RCV Dynamics & Federal Infrastructure
Alaska's ranked-choice voting system makes electoral strategy uniquely complex. The candidate who consolidates the most second-choice preferences wins — which structurally favors candidates seen as moderate or cross-partisan. Peltola's bipartisan working style is not incidental; it is a deliberate RCV strategy. Federal infrastructure spending — roads to rural communities, the Alaska Marine Highway ferry system, rural airport maintenance — is the tangible deliverable that Alaska voters in both parties expect from their sole House representative.
Frequently Asked Questions
Who represents Alaska's at-large congressional seat?
Rep. Mary Peltola (D) represents Alaska's single at-large congressional district. Peltola, a Yup'ik Alaska Native, first won the seat in a 2022 special election to replace the late Don Young, ending Young's 49-year tenure. She won again in 2022 and 2024, becoming the first Alaska Native to serve in Congress.
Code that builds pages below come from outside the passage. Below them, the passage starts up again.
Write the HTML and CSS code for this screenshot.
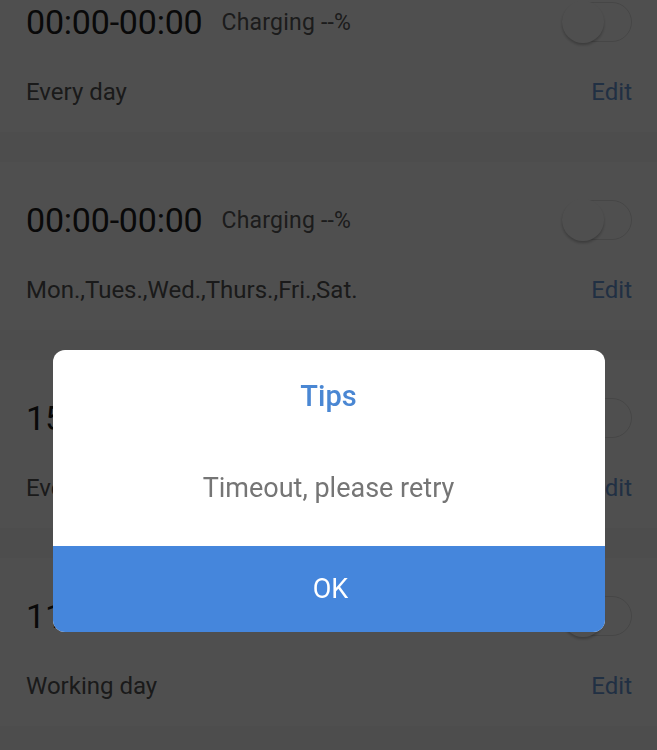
FILE: index.html
```html
<!DOCTYPE html>
<html lang="en">
<head>
  <meta charset="utf-8">
  <meta name="viewport" content="width=device-width, initial-scale=1">
  <title>Charging schedule</title>
  <link rel="stylesheet" href="styles.css">
</head>
<body>
  <div class="list">
    <div class="card first">
      <div class="row-top">
        <span class="time">00:00-00:00</span>
        <span class="level">Charging --%</span>
        <span class="toggle"><span class="knob"></span></span>
      </div>
      <div class="row-bottom">
        <span class="days">Every day</span>
        <span class="edit">Edit</span>
      </div>
    </div>
    <div class="card">
      <div class="row-top">
        <span class="time">00:00-00:00</span>
        <span class="level">Charging --%</span>
        <span class="toggle"><span class="knob"></span></span>
      </div>
      <div class="row-bottom">
        <span class="days">Mon.,Tues.,Wed.,Thurs.,Fri.,Sat.</span>
        <span class="edit">Edit</span>
      </div>
    </div>
    <div class="card">
      <div class="row-top">
        <span class="time">15:00-17:00</span>
        <span class="level">Charging --%</span>
        <span class="toggle"><span class="knob"></span></span>
      </div>
      <div class="row-bottom">
        <span class="days">Every day</span>
        <span class="edit">Edit</span>
      </div>
    </div>
    <div class="card">
      <div class="row-top">
        <span class="time">11:00-13:00</span>
        <span class="level">Charging --%</span>
        <span class="toggle"><span class="knob"></span></span>
      </div>
      <div class="row-bottom">
        <span class="days">Working day</span>
        <span class="edit">Edit</span>
      </div>
    </div>
  </div>

  <!-- dialogo de aviso -->
  <div class="mask">
    <div class="dialog">
      <div class="dialog-body">
        <div class="dialog-title">Tips</div>
        <div class="dialog-msg">Timeout, please retry</div>
      </div>
      <div class="dialog-btn">OK</div>
    </div>
  </div>
</body>
</html>
```

FILE: styles.css
```css
body {
  margin: 0;
  padding: 0;
  height: 100vh;
  overflow: hidden;
  background: #f9f9f9;
  font-family: Roboto, "Noto Sans", sans-serif;
}

.list {
  display: flex;
  flex-direction: column;
  gap: 30px;
  margin-top: -36px;
}

.card {
  background: #fff;
  height: 168px;
  box-sizing: border-box;
  padding: 36px 26px 0 26px;
}

.row-top {
  display: flex;
  align-items: center;
  height: 44px;
}

.time {
  font-size: 34px;
  color: #1e1e1e;
  letter-spacing: -0.2px;
}

.level {
  font-size: 23px;
  color: #5a5a5a;
  margin-left: 19px;
  letter-spacing: 0.2px;
}

.toggle {
  margin-left: auto;
  margin-right: -1px;
  width: 70px;
  height: 40px;
  border: 1px solid #e0e0e0;
  border-radius: 21px;
  display: flex;
  align-items: center;
  box-sizing: border-box;
}

.knob {
  width: 42px;
  height: 42px;
  border-radius: 50%;
  background: #fff;
  margin-left: -1px;
  box-shadow: 0 2px 3px rgba(0, 0, 0, 0.25);
}

.row-bottom {
  display: flex;
  align-items: center;
  justify-content: space-between;
  height: 30px;
  margin-top: 33px;
}

.days {
  font-size: 24px;
  color: #555;
}

.edit {
  font-size: 24px;
  color: #6a9ad8;
  margin-right: -1px;
}

.mask {
  position: fixed;
  top: 0;
  left: 0;
  right: 0;
  bottom: 0;
  background: rgba(0, 0, 0, 0.69);
  display: flex;
  justify-content: center;
  align-items: flex-start;
}

.dialog {
  margin-top: 350px;
  width: 552px;
  border-radius: 12px;
  overflow: hidden;
  background: #fff;
}

.dialog-body {
  height: 196px;
  box-sizing: border-box;
  padding-top: 28px;
  text-align: center;
}

.dialog-title {
  font-size: 29px;
  font-weight: 500;
  color: #4a87d3;
  line-height: 36px;
}

.dialog-msg {
  margin-top: 56px;
  font-size: 27px;
  color: #757575;
  line-height: 36px;
}

.dialog-btn {
  height: 86px;
  background: #4586dc;
  color: #fff;
  font-size: 27px;
  padding-left: 4px;
  display: flex;
  align-items: center;
  justify-content: center;
}
```
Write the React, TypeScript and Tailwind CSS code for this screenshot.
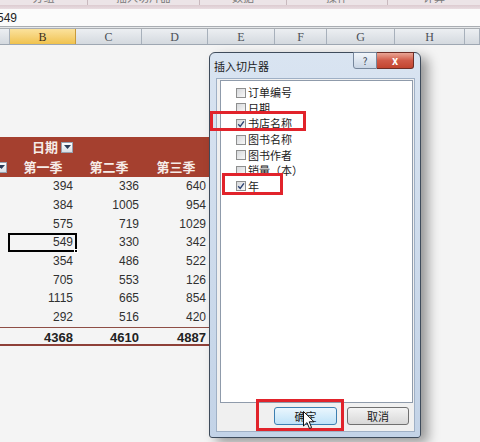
import React from "react";

const colB = [394, 384, 575, 549, 354, 705, 1115, 292];
const colC = [336, 1005, 719, 330, 486, 553, 665, 516];
const colD = [640, 954, 1029, 342, 522, 126, 854, 420];

const fields = [
  { name: "订单编号", checked: false },
  { name: "日期", checked: false },
  { name: "书店名称", checked: true },
  { name: "图书名称", checked: false },
  { name: "图书作者", checked: false },
  { name: "销量（本）", checked: false },
  { name: "年", checked: true },
];

const columns = [
  { label: "A", w: "w-[10px]", active: false },
  { label: "B", w: "w-[66px]", active: true },
  { label: "C", w: "w-[66px]", active: false },
  { label: "D", w: "w-[66px]", active: false },
  { label: "E", w: "w-[67px]", active: false },
  { label: "F", w: "w-[52px]", active: false },
  { label: "G", w: "w-[68px]", active: false },
  { label: "H", w: "w-[70px]", active: false },
  { label: "I", w: "w-[15px]", active: false },
];

function DropButton({ className = "" }: { className?: string }) {
  return (
    <span
      className={
        "inline-flex shrink-0 items-center justify-center w-[12px] h-[11px] border border-[#96a1b0] bg-linear-to-b from-[#fdfdfe] to-[#d9dfe6] " +
        className
      }
    >
      <svg width="7" height="4" viewBox="0 0 7 4">
        <path d="M0 0h7L3.5 4z" fill="#2c3c58" />
      </svg>
    </span>
  );
}

function CheckBox({ checked }: { checked: boolean }) {
  return (
    <span className="flex items-center justify-center w-[10px] h-[10px] border border-[#8e8f8f] bg-linear-to-br from-[#d6d8db] to-[#f8f8f8]">
      {checked && (
        <svg width="8" height="8" viewBox="0 0 8 8">
          <path d="M1.2 4.2L3.2 6.4L6.9 1.3" fill="none" stroke="#2d4373" strokeWidth="1.4" />
        </svg>
      )}
    </span>
  );
}

function Cell({ v, bold = false, selected = false }: { v: number; bold?: boolean; selected?: boolean }) {
  return (
    <div className={"relative flex items-center justify-end pr-[3px] " + (bold ? "font-bold text-[13px] text-[#222]" : "text-[12px] text-[#303030]")}>
      {v}
      {selected && (
        <span className="absolute -left-[2px] -right-[1px] top-0 bottom-0 border-2 border-black">
          <span className="absolute -right-[3px] -bottom-[3px] w-[4px] h-[4px] bg-black border border-white" />
        </span>
      )}
    </div>
  );
}

export default function App() {
  return (
    <div className="relative w-[480px] h-[442px] overflow-hidden bg-[#f4f4f4] font-['Liberation_Sans','Noto_Sans_CJK_SC',sans-serif]">
      {/* ribbon group labels, cut at the top edge */}
      <div className="flex h-[5px] overflow-hidden bg-[#ece4e7] text-[11px] leading-[11px] text-[#7a7a7a]">
        <div className="w-[88px] border-r border-[#c9b9be] flex justify-center"><span className="-mt-[7px]">分组</span></div>
        <div className="w-[112px] border-r border-[#c9b9be] flex justify-center"><span className="-mt-[7px]">插入切片器</span></div>
        <div className="w-[87px] border-r border-[#c9b9be] flex justify-center"><span className="-mt-[7px]">数据</span></div>
        <div className="w-[101px] border-r border-[#c9b9be] flex justify-center"><span className="-mt-[7px]">操作</span></div>
        <div className="flex-1 flex justify-center"><span className="-mt-[7px]">计算</span></div>
      </div>
      <div className="h-[4px] bg-linear-to-b from-[#dccbd0] to-[#e9dde1]" />

      {/* formula bar */}
      <div className="h-[17px] bg-[#fbfbfb] flex items-center text-[12px] text-[#222]">
        <span className="-ml-[3px]">549</span>
      </div>
      <div className="h-[3px] border-t border-b border-[#a9adb2] bg-[#e6e8ea]" />

      {/* column headers */}
      <div className="flex h-[16px] border-b border-[#9ea7b2] font-['Liberation_Serif',serif] text-[12px] text-[#4a4f57]">
        {columns.map((c) => (
          <div
            key={c.label}
            className={
              "shrink-0 flex items-center justify-center border-r " +
              c.w +
              (c.active
                ? " bg-linear-to-b from-[#fbe29c] to-[#f0c24c] border-[#c99b3a] text-[#3a3020]"
                : " bg-linear-to-b from-[#eceff2] to-[#d4d9df] border-[#a7b0bb]")
            }
          >
            {c.label === "A" || c.label === "I" ? "" : c.label}
          </div>
        ))}
      </div>

      {/* pivot table */}
      <div className="pt-[92px]">
        <div className="w-[224px] bg-[#a5402f] text-[13px] font-bold text-[#f6ece8] font-['Noto_Sans_CJK_SC',sans-serif]">
          <div className="grid grid-cols-[10px_66px_66px_82px] h-[20px] items-center">
            <div />
            <div className="flex items-center pl-[22px] gap-[3px]">
              <span>日期</span>
              <DropButton />
            </div>
          </div>
          <div className="grid grid-cols-[10px_66px_66px_82px] h-[20px] items-center">
            <div className="flex items-center overflow-hidden">
              <DropButton className="-ml-[5px]" />
            </div>
            <div className="text-center">第一季</div>
            <div className="text-center">第二季</div>
            <div className="text-center pr-[14px]">第三季</div>
          </div>
        </div>

        {colB.map((b, i) => (
          <div key={i} className="grid grid-cols-[10px_66px_66px_67px] h-[18.7px]">
            <div />
            <Cell v={b} selected={i === 3} />
            <Cell v={colC[i]} />
            <Cell v={colD[i]} />
          </div>
        ))}
        <div className="grid grid-cols-[10px_66px_66px_67px] w-[224px] h-[19px] border-t border-[#8e4e45] border-b-2 border-b-[#8e4038]">
          <div />
          <Cell v={4368} bold />
          <Cell v={4610} bold />
          <Cell v={4887} bold />
        </div>
      </div>

      {/* Insert Slicers dialog */}
      <div className="absolute left-[209px] top-[52px] w-[212px] h-[386px] flex flex-col border border-[#3e4b5b] rounded-t-[6px] rounded-b-[3px] bg-linear-to-b from-[#d9e4f1] to-[#c3d3e7] shadow-[7px_5px_12px_rgba(0,0,0,0.38)] pl-[6px] pr-[5px] pb-[5px] font-['Noto_Sans_CJK_SC',sans-serif]">
        <div className="relative h-[25px] flex items-center -ml-[2px] text-[11px] text-[#1b1b1b]">
          <span className="mt-[1px]">插入切片器</span>
          <div className="absolute -top-[1px] right-[1px] flex">
            <div className="w-[24px] h-[17px] flex items-center justify-center border border-[#76869b] rounded-bl-[3px] bg-linear-to-b from-[#f1f5fa] to-[#c9d5e4] text-[10px] text-[#3c4654]">
              ?
            </div>
            <div className="w-[37px] h-[17px] flex items-center justify-center border border-l-0 border-[#6e2d25] rounded-br-[3px] bg-linear-to-b from-[#e9a595] via-[#d05a48] to-[#c2442f] text-[11px] font-bold text-white">
              x
            </div>
          </div>
        </div>

        <div className="flex-1 flex flex-col border border-[#9fb0c5] bg-[#f0f0f0] pl-[3px] pr-[1px]">
          <div className="h-[323px] mt-[1px] border border-[#8f9bab] bg-white pt-[4px] pl-[15px] text-[11px] text-[#1a1a1a]">
            {fields.map((f) => (
              <div key={f.name} className="h-[15.6px] flex items-center gap-[2px]">
                <CheckBox checked={f.checked} />
                <span className="leading-none">{f.name}</span>
              </div>
            ))}
          </div>
          <div className="flex justify-end gap-[10px] pr-[4px] mt-[4px] text-[11px] text-[#1a1a1a]">
            <button className="w-[63px] h-[18px] flex items-center justify-center rounded-[3px] border border-[#3c7fb1] bg-linear-to-b from-[#eaf6fd] to-[#bfe3f8]">
              确定
            </button>
            <button className="w-[62px] h-[18px] flex items-center justify-center rounded-[3px] border border-[#707070] bg-linear-to-b from-[#f4f4f4] to-[#d8d8d8]">
              取消
            </button>
          </div>
        </div>
      </div>

      {/* red annotation boxes */}
      <div className="absolute left-[210px] top-[111px] w-[96px] h-[20px] border-[3px] border-[#e1232b]" />
      <div className="absolute left-[222px] top-[173px] w-[61px] h-[22px] border-[3px] border-[#e1232b]" />
      <div className="absolute left-[256px] top-[399px] w-[88px] h-[32px] border-[3px] border-[#e1232b]" />

      {/* mouse pointer */}
      <svg className="absolute left-[303px] top-[411px]" width="12" height="19" viewBox="0 0 12 19">
        <path d="M0.5 0.5V15L4 11.6L6.5 17.5L8.6 16.6L6.2 10.8H11Z" fill="#fff" stroke="#111" strokeWidth="1" strokeLinejoin="round" />
      </svg>
    </div>
  );
}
How does ranked-choice voting affect the AK-AL race?
Alaska uses a top-four primary and ranked-choice general election. If no candidate reaches 50% in round one, the last-place finisher is eliminated and ballots redistributed. In 2022, the split Republican field (Begich vs. Palin) sent enough second-choice votes to Peltola to win. In 2024 with a unified Republican field, Peltola still won by ~6 points, showing her coalition is not purely structural.
What are the key issues in the 2026 Alaska at-large race?
Commercial fishing and Native Alaskan community needs are Peltola's signature issues. Oil and energy policy, federal lands access, and infrastructure spending also dominate. The Don Young standard \u2014 delivering federal dollars for Alaska \u2014 is a benchmark all Alaska representatives are measured against. RCV strategy determines how candidates position themselves to win second-choice votes.